DATA SECTION »
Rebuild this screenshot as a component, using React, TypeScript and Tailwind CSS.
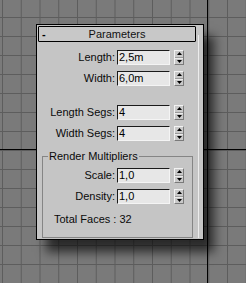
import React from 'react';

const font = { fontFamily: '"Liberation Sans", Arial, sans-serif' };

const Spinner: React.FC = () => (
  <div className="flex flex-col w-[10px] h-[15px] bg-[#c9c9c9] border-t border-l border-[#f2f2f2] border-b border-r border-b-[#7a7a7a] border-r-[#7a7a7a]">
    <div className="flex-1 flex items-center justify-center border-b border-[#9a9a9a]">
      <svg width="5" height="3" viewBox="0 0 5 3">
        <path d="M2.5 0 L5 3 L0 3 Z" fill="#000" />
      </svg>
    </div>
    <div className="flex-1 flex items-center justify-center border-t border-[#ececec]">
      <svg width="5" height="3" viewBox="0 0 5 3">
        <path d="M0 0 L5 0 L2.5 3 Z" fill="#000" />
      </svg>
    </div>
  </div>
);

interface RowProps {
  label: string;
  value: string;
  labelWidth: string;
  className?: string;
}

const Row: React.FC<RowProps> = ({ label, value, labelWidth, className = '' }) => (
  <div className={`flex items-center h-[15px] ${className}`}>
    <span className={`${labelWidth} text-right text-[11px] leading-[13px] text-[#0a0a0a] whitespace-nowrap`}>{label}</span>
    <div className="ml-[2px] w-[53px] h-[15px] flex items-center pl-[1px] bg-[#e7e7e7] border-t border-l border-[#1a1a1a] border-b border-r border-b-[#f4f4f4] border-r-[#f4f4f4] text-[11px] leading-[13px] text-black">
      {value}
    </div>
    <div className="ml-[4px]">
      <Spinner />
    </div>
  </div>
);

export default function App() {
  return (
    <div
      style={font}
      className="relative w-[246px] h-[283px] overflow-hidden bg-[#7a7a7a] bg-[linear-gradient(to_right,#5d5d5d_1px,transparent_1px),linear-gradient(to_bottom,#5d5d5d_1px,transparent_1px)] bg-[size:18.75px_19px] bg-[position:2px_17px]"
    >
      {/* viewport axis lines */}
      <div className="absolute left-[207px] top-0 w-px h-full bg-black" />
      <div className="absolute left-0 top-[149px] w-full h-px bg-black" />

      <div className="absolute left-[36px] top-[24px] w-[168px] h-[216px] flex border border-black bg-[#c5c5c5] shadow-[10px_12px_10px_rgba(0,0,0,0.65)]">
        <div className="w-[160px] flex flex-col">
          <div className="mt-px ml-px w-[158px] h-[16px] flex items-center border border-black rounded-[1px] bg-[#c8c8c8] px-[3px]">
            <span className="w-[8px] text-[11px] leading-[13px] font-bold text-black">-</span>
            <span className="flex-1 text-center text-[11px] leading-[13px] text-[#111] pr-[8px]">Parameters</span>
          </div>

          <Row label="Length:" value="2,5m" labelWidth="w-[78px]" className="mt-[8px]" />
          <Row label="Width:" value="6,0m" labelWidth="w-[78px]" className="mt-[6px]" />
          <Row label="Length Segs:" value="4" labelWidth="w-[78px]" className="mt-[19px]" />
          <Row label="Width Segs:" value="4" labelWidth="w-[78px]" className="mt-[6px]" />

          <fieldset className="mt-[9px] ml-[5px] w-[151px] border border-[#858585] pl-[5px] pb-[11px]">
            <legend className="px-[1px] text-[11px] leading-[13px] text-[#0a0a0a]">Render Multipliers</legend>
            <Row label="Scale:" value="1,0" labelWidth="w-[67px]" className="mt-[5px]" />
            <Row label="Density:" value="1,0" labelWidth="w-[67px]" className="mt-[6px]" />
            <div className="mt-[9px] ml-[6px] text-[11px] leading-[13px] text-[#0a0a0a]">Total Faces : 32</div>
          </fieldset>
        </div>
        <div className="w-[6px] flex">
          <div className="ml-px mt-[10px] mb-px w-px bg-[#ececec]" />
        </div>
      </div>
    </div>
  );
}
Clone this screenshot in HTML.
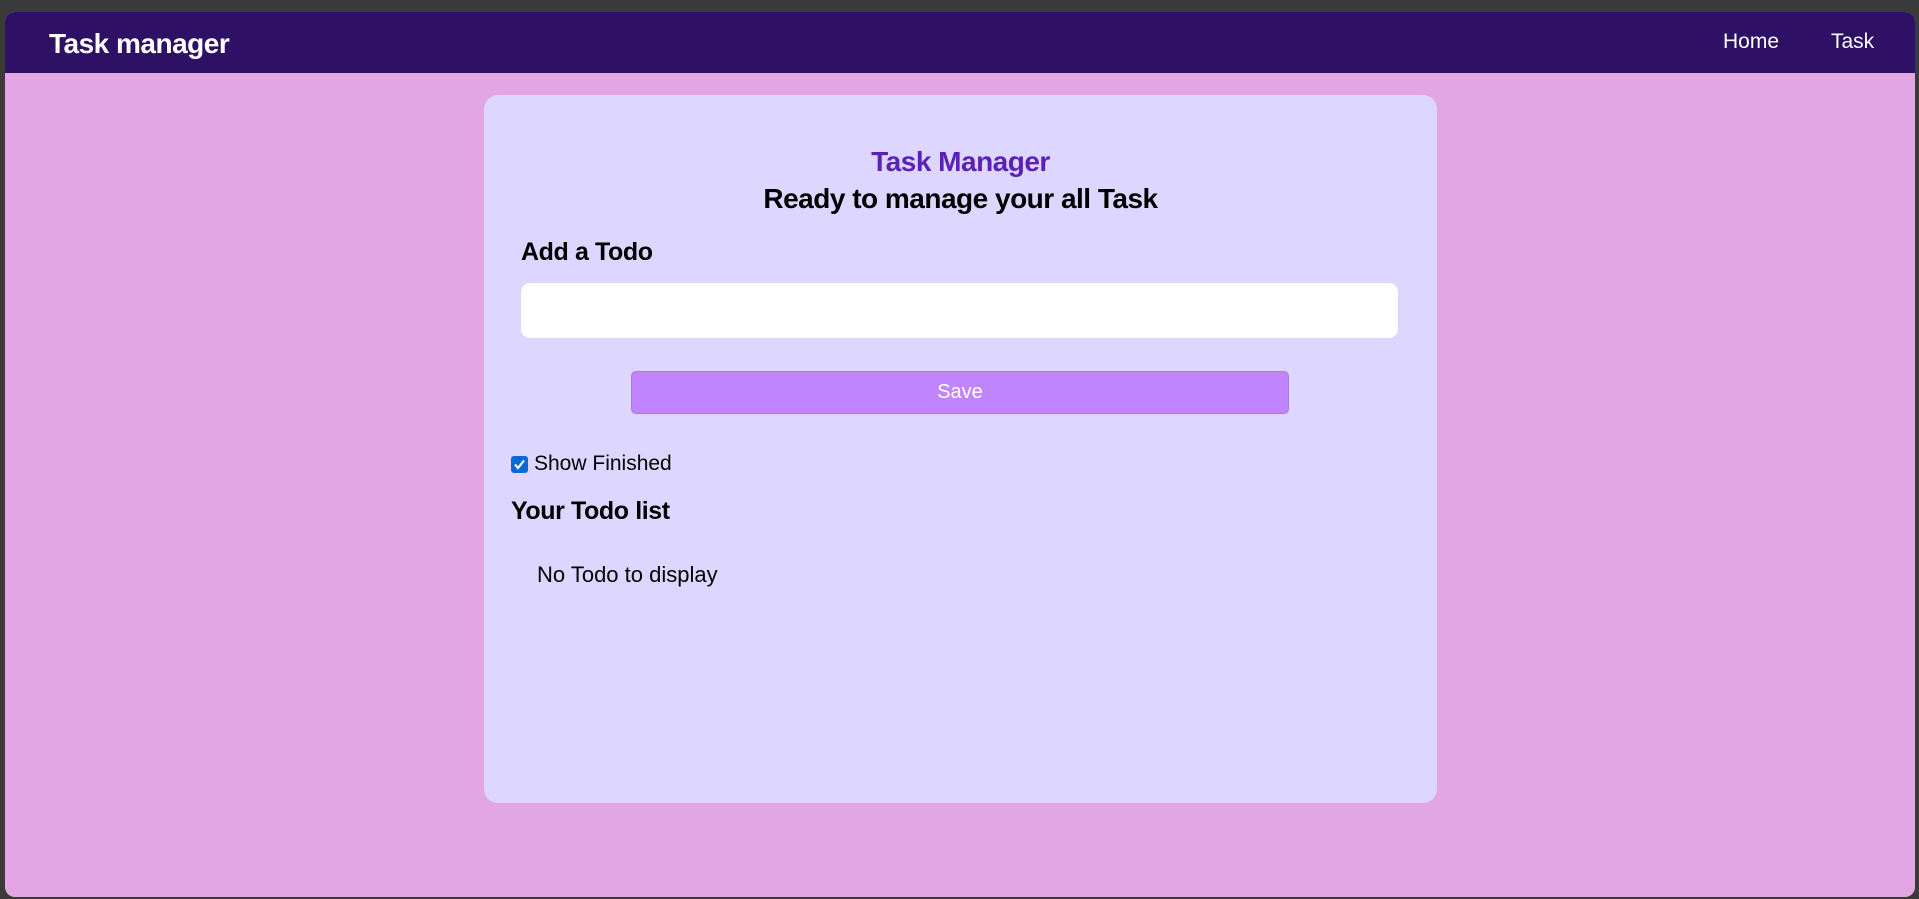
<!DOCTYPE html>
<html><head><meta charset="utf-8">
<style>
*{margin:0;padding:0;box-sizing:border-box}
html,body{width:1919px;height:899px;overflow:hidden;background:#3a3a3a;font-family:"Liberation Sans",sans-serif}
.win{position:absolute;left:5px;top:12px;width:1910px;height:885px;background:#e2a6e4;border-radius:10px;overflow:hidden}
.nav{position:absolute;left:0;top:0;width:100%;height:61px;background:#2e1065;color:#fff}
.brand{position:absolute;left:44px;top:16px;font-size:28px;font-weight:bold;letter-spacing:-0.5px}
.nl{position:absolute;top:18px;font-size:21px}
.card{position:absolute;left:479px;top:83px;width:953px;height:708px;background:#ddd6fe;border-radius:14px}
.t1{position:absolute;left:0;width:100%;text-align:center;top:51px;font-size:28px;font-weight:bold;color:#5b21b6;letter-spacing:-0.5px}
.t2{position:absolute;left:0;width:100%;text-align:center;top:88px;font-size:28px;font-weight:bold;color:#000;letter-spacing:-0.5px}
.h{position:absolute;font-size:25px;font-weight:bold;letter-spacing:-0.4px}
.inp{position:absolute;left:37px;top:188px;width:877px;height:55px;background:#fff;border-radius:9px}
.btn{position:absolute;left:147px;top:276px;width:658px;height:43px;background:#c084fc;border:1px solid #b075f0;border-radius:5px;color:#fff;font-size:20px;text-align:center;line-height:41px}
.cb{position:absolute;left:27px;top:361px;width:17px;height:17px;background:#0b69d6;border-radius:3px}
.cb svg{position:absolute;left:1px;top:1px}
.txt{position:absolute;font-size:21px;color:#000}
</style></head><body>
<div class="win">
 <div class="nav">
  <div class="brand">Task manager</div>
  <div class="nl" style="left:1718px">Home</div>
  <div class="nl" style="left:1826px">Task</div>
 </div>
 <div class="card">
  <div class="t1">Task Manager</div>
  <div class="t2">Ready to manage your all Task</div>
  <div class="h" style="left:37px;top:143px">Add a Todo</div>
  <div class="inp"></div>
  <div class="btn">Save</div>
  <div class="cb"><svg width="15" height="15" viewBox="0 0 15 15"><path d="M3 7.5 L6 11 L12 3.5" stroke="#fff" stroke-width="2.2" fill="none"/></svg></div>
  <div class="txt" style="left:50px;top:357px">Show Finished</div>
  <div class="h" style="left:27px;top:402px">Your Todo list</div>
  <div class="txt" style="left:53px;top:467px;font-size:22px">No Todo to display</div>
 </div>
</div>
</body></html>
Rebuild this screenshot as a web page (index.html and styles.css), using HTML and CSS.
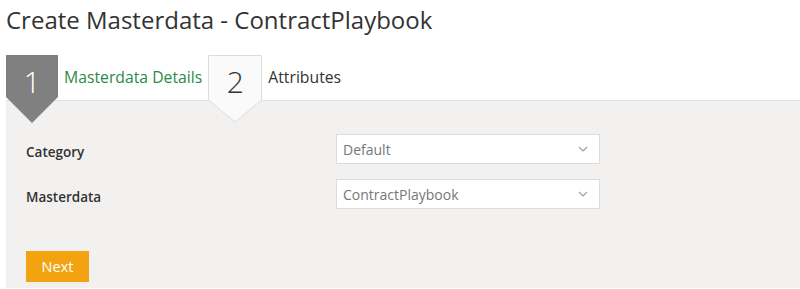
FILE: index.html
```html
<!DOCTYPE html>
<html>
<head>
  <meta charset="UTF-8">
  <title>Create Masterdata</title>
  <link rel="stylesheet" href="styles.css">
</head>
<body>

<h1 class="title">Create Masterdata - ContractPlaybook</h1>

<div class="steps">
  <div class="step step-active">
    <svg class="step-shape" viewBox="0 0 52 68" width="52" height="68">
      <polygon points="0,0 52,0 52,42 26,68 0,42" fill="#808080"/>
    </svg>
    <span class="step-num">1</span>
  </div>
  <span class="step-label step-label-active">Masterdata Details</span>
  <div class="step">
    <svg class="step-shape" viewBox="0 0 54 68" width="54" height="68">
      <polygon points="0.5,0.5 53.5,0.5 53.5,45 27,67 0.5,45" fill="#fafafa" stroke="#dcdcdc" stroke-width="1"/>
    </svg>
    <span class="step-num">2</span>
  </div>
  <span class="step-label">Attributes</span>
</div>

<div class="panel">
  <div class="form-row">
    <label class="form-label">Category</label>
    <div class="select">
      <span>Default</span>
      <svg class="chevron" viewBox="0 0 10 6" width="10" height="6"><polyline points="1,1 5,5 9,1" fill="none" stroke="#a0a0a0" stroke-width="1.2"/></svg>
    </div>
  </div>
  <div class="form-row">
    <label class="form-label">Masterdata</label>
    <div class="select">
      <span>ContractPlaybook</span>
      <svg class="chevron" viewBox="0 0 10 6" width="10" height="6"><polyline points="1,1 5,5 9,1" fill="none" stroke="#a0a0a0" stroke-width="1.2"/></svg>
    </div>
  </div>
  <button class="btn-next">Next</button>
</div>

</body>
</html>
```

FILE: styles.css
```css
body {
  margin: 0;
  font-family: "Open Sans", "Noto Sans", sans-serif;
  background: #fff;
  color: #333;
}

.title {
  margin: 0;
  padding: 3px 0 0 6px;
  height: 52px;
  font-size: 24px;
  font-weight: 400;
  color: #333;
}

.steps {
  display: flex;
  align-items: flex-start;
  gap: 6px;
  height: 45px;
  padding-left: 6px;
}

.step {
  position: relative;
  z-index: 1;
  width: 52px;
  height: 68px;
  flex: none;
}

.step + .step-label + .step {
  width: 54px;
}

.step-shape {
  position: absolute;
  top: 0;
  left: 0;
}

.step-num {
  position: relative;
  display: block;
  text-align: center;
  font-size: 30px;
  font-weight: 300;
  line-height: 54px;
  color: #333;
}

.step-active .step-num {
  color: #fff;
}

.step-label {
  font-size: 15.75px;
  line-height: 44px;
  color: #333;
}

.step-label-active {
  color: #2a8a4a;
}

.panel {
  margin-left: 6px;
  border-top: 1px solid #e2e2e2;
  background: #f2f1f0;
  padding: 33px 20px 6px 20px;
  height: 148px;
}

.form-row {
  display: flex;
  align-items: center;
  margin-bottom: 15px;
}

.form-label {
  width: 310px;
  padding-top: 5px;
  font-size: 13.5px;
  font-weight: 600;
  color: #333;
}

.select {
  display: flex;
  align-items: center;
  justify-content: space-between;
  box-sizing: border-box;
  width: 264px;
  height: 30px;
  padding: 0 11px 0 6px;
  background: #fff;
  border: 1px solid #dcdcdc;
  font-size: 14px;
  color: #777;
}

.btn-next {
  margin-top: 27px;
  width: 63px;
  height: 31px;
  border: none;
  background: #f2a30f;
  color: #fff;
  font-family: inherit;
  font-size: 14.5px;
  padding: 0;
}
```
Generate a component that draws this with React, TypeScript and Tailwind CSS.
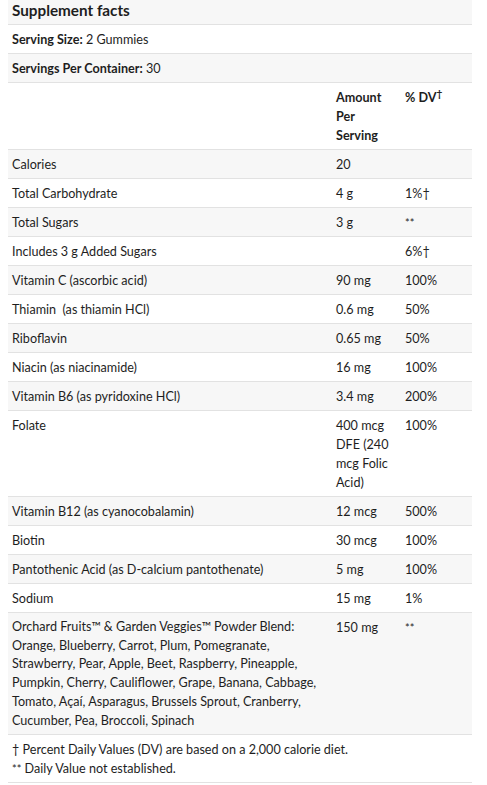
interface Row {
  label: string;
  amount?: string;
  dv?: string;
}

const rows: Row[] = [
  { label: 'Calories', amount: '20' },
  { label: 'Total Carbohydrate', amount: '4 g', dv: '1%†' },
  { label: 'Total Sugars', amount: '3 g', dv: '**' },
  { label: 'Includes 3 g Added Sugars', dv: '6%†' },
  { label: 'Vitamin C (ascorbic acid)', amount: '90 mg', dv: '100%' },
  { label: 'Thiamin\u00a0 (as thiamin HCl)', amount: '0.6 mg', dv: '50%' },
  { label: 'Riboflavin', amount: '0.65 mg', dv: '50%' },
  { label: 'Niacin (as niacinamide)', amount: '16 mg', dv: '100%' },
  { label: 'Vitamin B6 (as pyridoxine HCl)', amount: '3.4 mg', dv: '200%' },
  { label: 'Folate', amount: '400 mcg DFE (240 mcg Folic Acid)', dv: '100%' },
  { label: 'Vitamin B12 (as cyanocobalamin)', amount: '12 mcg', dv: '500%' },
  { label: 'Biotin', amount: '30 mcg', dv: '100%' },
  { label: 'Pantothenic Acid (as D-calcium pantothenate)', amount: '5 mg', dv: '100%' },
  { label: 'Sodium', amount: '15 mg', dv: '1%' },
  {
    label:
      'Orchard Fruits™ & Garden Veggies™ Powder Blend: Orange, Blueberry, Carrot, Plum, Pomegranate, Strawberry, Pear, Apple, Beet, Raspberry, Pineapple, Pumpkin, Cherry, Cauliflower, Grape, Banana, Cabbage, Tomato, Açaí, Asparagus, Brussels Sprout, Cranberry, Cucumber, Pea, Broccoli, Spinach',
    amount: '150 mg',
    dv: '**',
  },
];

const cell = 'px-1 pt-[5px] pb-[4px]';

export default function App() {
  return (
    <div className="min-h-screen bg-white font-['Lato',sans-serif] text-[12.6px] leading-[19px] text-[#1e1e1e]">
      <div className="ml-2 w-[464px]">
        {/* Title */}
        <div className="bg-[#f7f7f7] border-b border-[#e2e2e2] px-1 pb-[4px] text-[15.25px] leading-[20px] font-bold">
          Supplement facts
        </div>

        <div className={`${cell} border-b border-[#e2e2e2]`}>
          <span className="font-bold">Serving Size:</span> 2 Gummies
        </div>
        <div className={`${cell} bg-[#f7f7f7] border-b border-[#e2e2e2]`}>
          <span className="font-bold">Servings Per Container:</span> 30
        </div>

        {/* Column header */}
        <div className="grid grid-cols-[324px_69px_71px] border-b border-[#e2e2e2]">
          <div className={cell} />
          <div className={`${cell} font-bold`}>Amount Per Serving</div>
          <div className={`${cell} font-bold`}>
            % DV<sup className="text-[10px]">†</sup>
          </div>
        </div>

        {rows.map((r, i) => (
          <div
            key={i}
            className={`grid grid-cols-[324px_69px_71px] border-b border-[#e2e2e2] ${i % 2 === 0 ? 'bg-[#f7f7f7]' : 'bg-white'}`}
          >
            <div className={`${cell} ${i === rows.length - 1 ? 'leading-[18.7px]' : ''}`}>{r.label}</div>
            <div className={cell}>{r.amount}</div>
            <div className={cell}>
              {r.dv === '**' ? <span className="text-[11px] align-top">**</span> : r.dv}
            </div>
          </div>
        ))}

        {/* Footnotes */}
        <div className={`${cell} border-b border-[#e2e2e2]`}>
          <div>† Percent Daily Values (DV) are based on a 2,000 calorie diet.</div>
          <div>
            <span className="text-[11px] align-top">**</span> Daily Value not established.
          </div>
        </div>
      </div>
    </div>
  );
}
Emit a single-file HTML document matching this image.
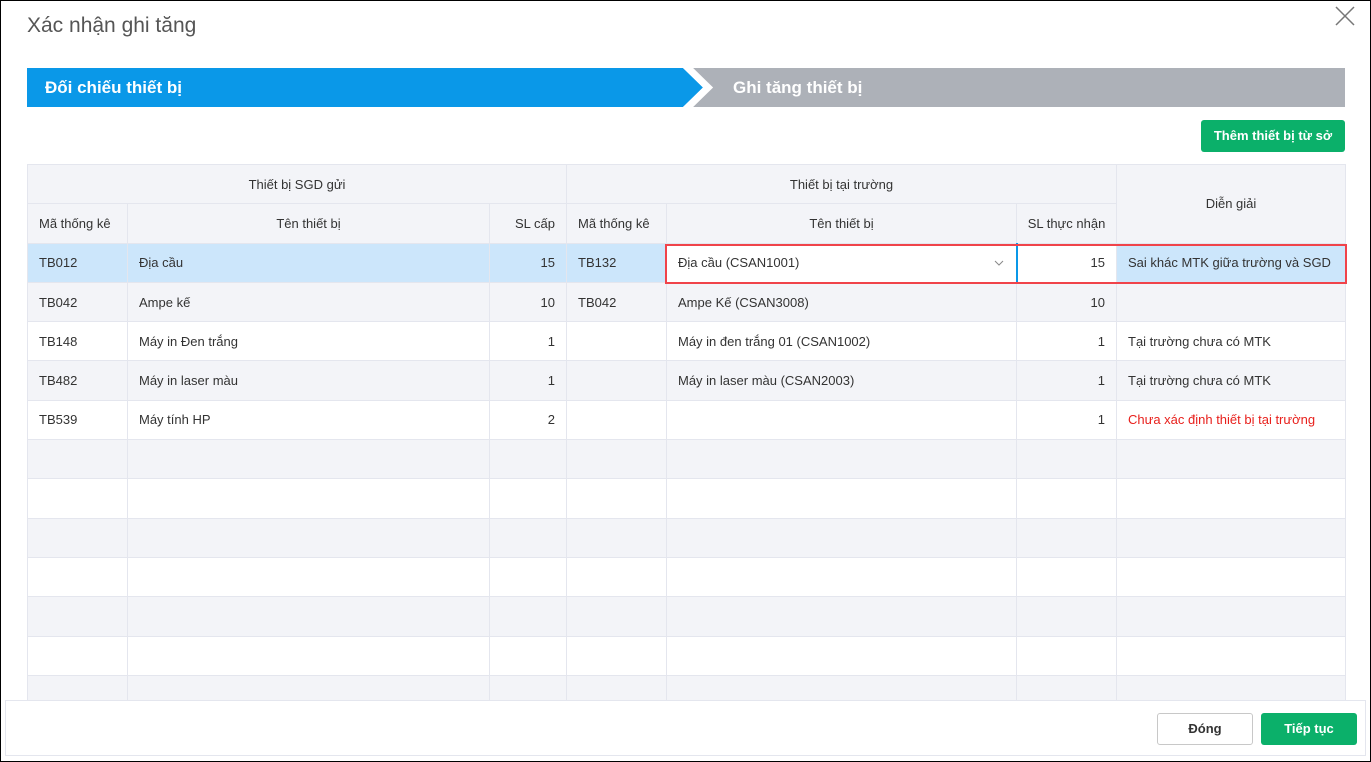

TASK DESCRIPTION »
Give back only a number, the number of lines where the string "screenshot" occurs.

TASK RESULT »
3